Security architecture
A form provider that cannot read its own customers' data.
Schweizerform is a zero-knowledge system. Every submission is locked inside the respondent's browser before it leaves the page, and the keys that unlock it never exist outside the owner's session. This page explains how — and what we cannot do as a result.
Symmetric cipher
AES-256-GCM
Asymmetric cipher
RSA-OAEP 2048, SHA-256
Key derivation
PBKDF2-SHA-256 · 100 000
Hosting jurisdiction
Switzerland — Infomaniak
First principles
Three things we believe, four things we don't do.
Security isn't a feature we shipped on top of a form builder. It's the shape the form builder was built around.
Principle 01
The operator must not be able to read your data.
Not "will not." Cannot. A trusted operator is a single point of failure — and a magnet for court orders, insider threats, and stolen credentials. Our system removes us from the unlocking path entirely.
Principle 02
Sovereignty is physical, not contractual.
A "data residency" clause in a contract is paper — switching jurisdictions takes one amendment. We run the whole stack — application, database, file storage, and email — on Swiss infrastructure. No US or EU vendor ever sits in the data path.
Principle 03
The respondent's browser belongs to the respondent.

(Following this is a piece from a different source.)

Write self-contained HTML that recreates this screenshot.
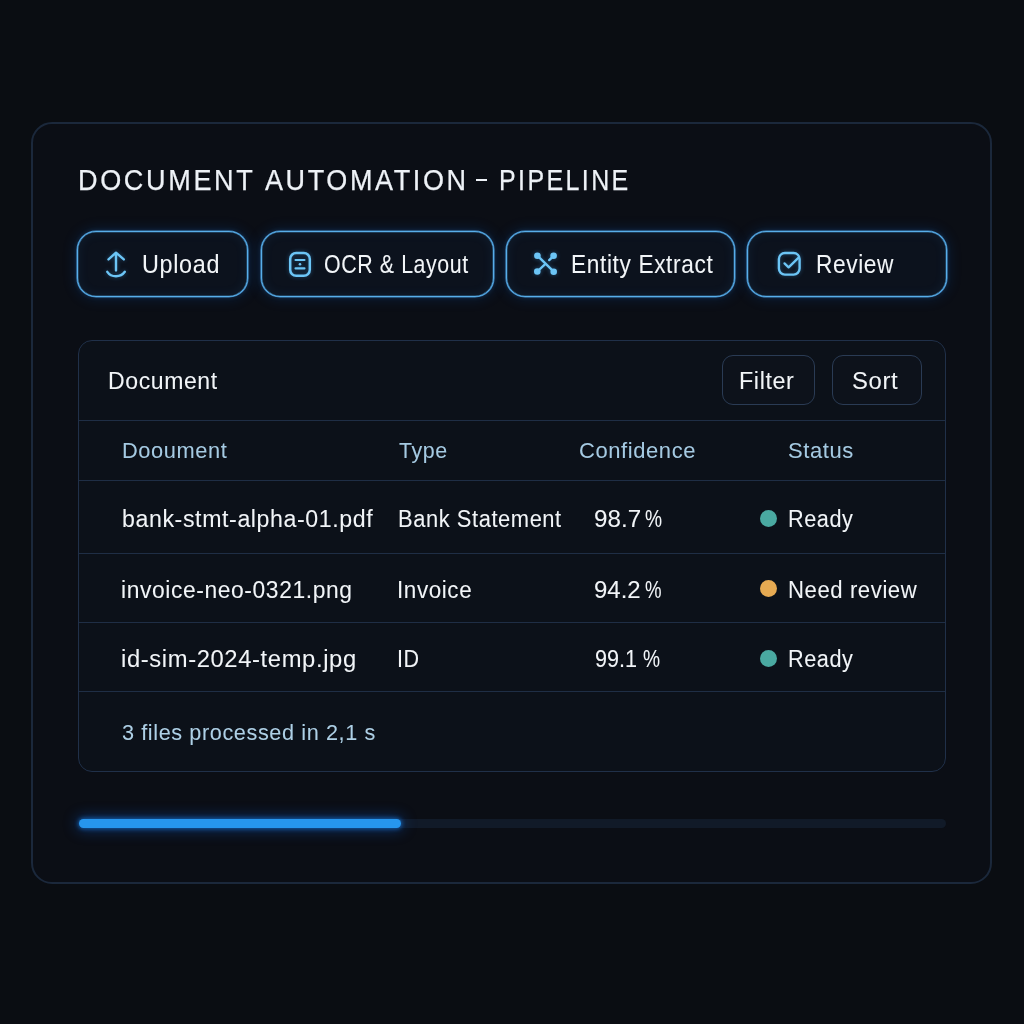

The public form page loads no third-party scripts. No Google Analytics, no Sentry, no Mixpanel, no Intercom, no advertising pixel. The only network the respondent touches is ours.
Key hierarchy
Four layers of keys. None of them on our servers.
Your Access Code, typed into your browser, produces a Master Key in memory. That Master Key opens each form's Form Key. The Form Key opens the form's private key. The private key opens every submission's one-time key. The chain ends in your head — never in our database.
Layer 01 · Owner secret
Access Code
Origin: A passphrase you choose (6 chars minimum)
Storage: Only in the owner's head — never sent anywhere
↓ PBKDF2-SHA-256 · 100 000 rounds · 32-byte salt
Layer 02 · Derived
Master Key
Algorithm: AES-256-GCM (used as a Key-Encryption Key)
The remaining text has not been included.